Still, Rubio criticized those who advocate deporting all of those in the country illegally, saying it’s not possible.
“The flipside of it is, I do not believe you can round up and deport 11 million people, especially people who have been here 15 years, have not otherwise violated the law, can pass background checks and so forth,” he said. “There’s got to be a process to deal with that realistically.” In 2013,
Rubio worked on the “Gang of Eight” comprehensive immigration reform bill, but he walked away as it became politically problematic, declaring the bill didn’t do enough for border security and that Democrats couldn’t be trusted on the issue.
Yet, because of his work on the 2013 immigration reform effort, Rubio is more familiar with the nuances of the immigration debate than some of his rivals. When asked about Cruz’s critique while campaigning Thursday in South Carolina, Rubio sought to turn the tables, highlighting the Texas senator’s support of allowing more visas to bring foreign professionals with college degrees and specialized skills into the country.
Rubio’s record includes helping draft and push through a 2013 comprehensive immigration reform bill, and fellow candidate and Sen. Ted Cruz (R-Texas) isn’t letting him forget it.

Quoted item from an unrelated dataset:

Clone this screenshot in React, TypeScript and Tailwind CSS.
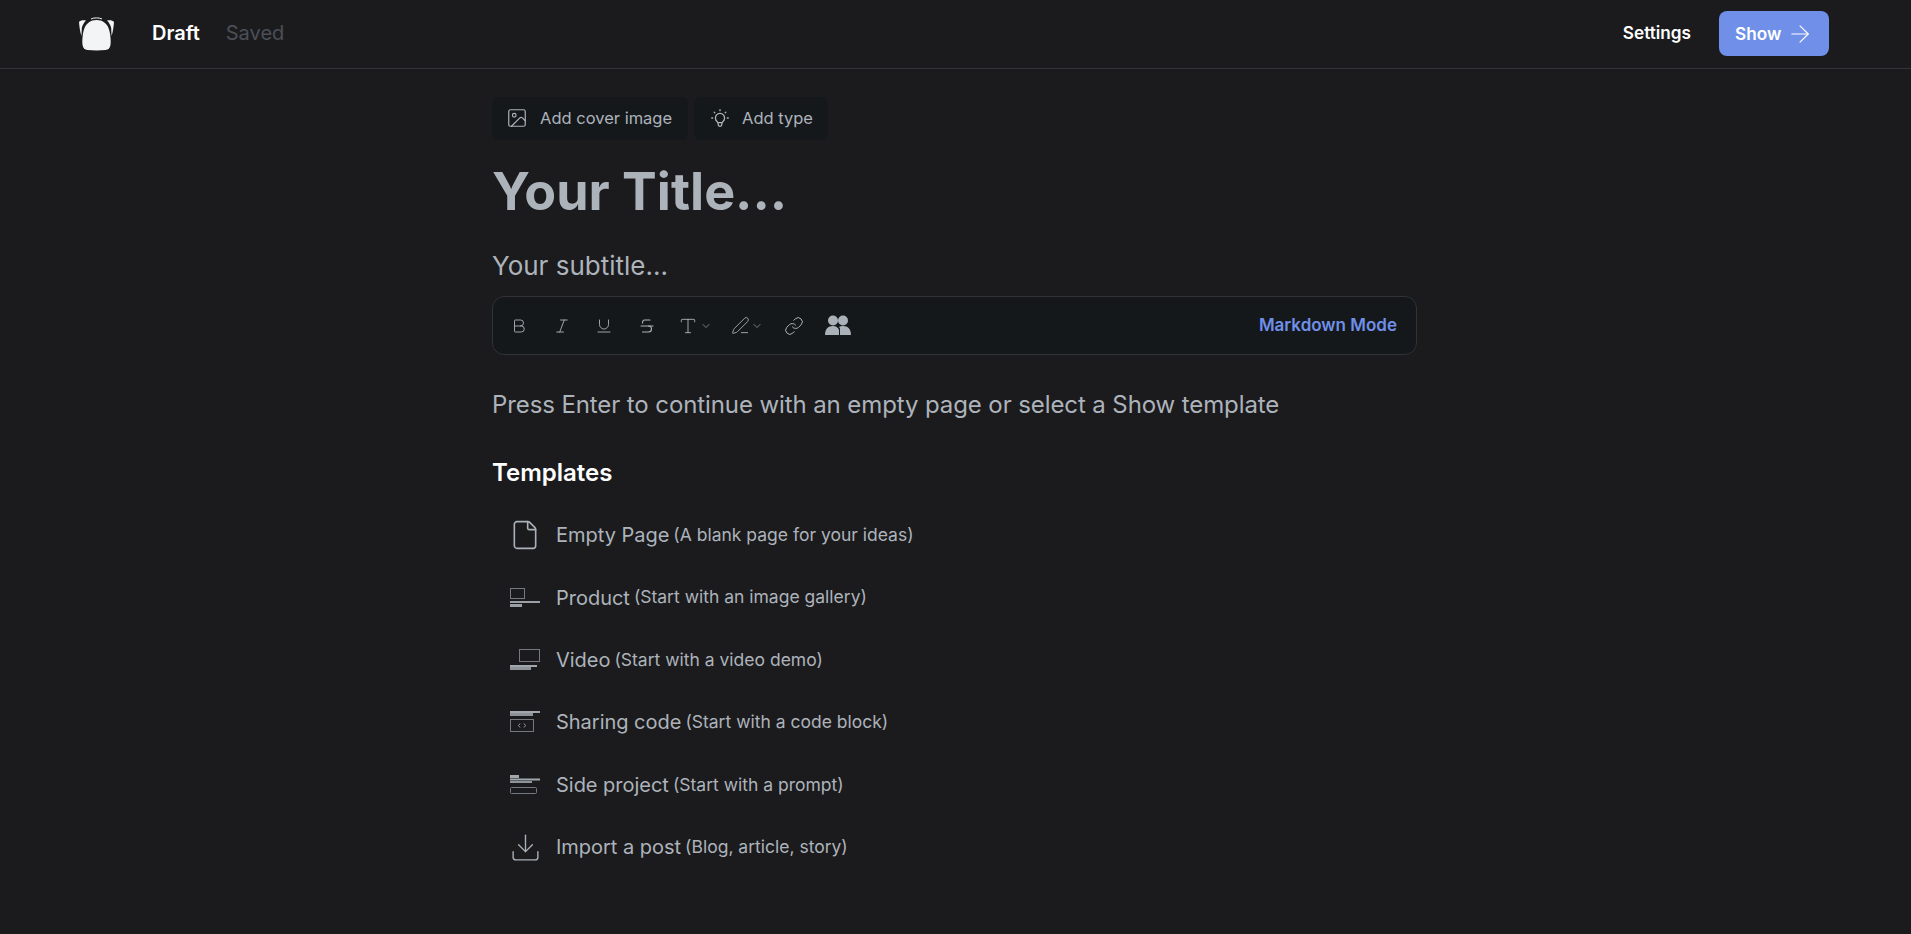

“My reaction in all of politics is talk is cheap,” Cruz said of Rubio Thursday on Laura Ingraham’s national radio show. “That you know where someone is based on their action. When politicians say the exact opposite of what they’ve done in office and I’d treat that with a pretty healthy degree of skepticism.”
Cruz and Sen. Rand Paul (R-Ky.), another presidential contender, have both ramped up criticism of Rubio over the 2013 “gang of eight” bill, which was drafted by Rubio, three Republicans and four Democrats.

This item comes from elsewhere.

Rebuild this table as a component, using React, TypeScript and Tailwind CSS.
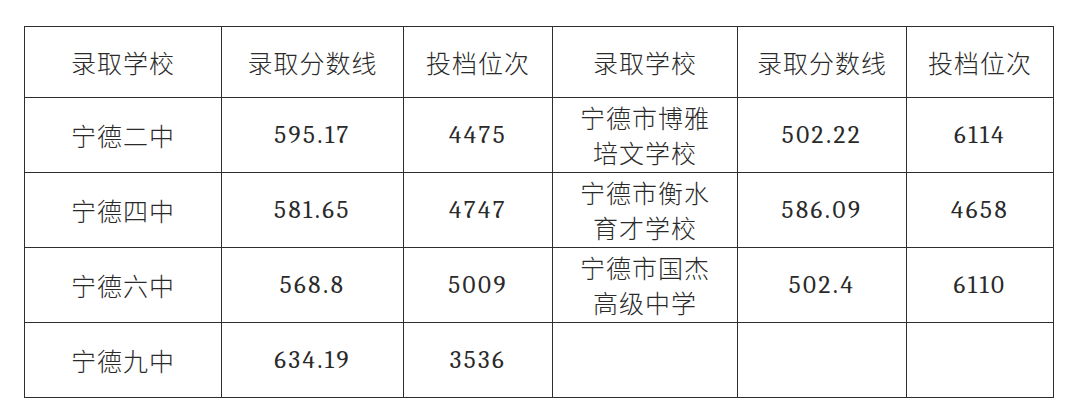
const header = ["录取学校", "录取分数线", "投档位次", "录取学校", "录取分数线", "投档位次"];

const rows: string[][] = [
  ["宁德二中", "595.17", "4475", "宁德市博雅\n培文学校", "502.22", "6114"],
  ["宁德四中", "581.65", "4747", "宁德市衡水\n育才学校", "586.09", "4658"],
  ["宁德六中", "568.8", "5009", "宁德市国杰\n高级中学", "502.4", "6110"],
  ["宁德九中", "634.19", "3536", "", "", ""],
];

const widths = ["w-[197px]", "w-[182px]", "w-[149px]", "w-[185px]", "w-[169px]", "w-[147px]"];

function Cell({ text }: { text: string }) {
  const isNum = /^[0-9.]+$/.test(text);
  if (isNum) {
    return (
      <td className="border-[1.5px] border-[#2e2e2e] text-center align-middle p-0">
        <span className="font-serif text-[25px] tracking-[2.5px]">{text}</span>
      </td>
    );
  }
  return (
    <td className="border-[1.5px] border-[#2e2e2e] text-center align-middle p-0 text-[25px] leading-[35px] tracking-[1px] font-light">
      {text.split("\n").map((line, i) => (
        <div key={i}>{line}</div>
      ))}
    </td>
  );
}

export default function App() {
  return (
    <div className="w-[1080px] h-[420px] bg-white pt-[26px] pl-[24px] font-[Noto_Sans_CJK_SC,sans-serif]">
      <table className="table-fixed border-collapse text-[#2a2a2a] w-[1029px]">
        <colgroup>
          {widths.map((w, i) => (
            <col key={i} className={w} />
          ))}
        </colgroup>
        <tbody>
          <tr className="h-[71px]">
            {header.map((h, i) => (
              <Cell key={i} text={h} />
            ))}
          </tr>
          {rows.map((r, i) => (
            <tr key={i} className="h-[75px]">
              {r.map((c, j) => (
                <Cell key={j} text={c} />
              ))}
            </tr>
          ))}
        </tbody>
      </table>
    </div>
  );
}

Cruz, who voted against the bill, said at a Wednesday town hall that it rendered Rubio indistinguishable on the issue of immigration from Democratic front-runner Hillary Clinton.

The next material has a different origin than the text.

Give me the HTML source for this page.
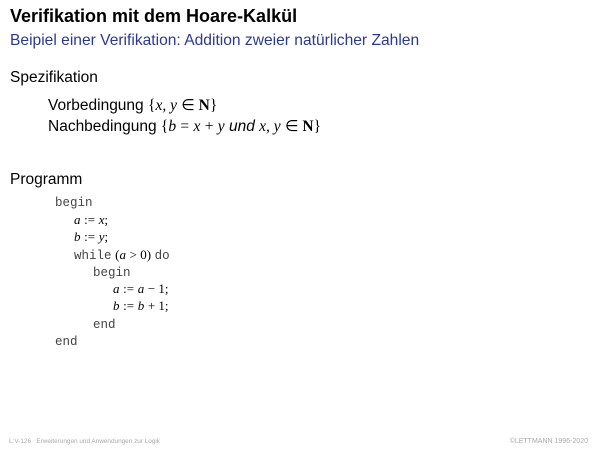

“That is a path to losing,” Cruz said.
Paul, speaking to Ingraham on Thursday, accused Rubio of working with Democrats on the gang of eight to keep out conservative measures.
“Rubio went along with [New York Democratic Sen.] Chuck Schumer and there was a secret deal made. They voted en bloc against every conservative reform that was brought forward,” said Paul, who also voted against the bill.
The dispute is over whether Rubio’s more recent veer to the right is genuine, and whether he can be trusted. But his words can be interpreted different ways. Democrats can accuse him of flip-flopping. People like Cruz and Paul can make the case that he is too soft on undocumented immigrants because the Senate bill would have allowed many of them to remain in the country and eventually gain citizenship.
Most GOP candidates have said broadly that immigration laws must be enforced and that President Barack Obama’s policies are at best misguided, at worst unconstitutional. But they haven’t been all that specific on how their administrations might apply prosecutorial discretion, if at all.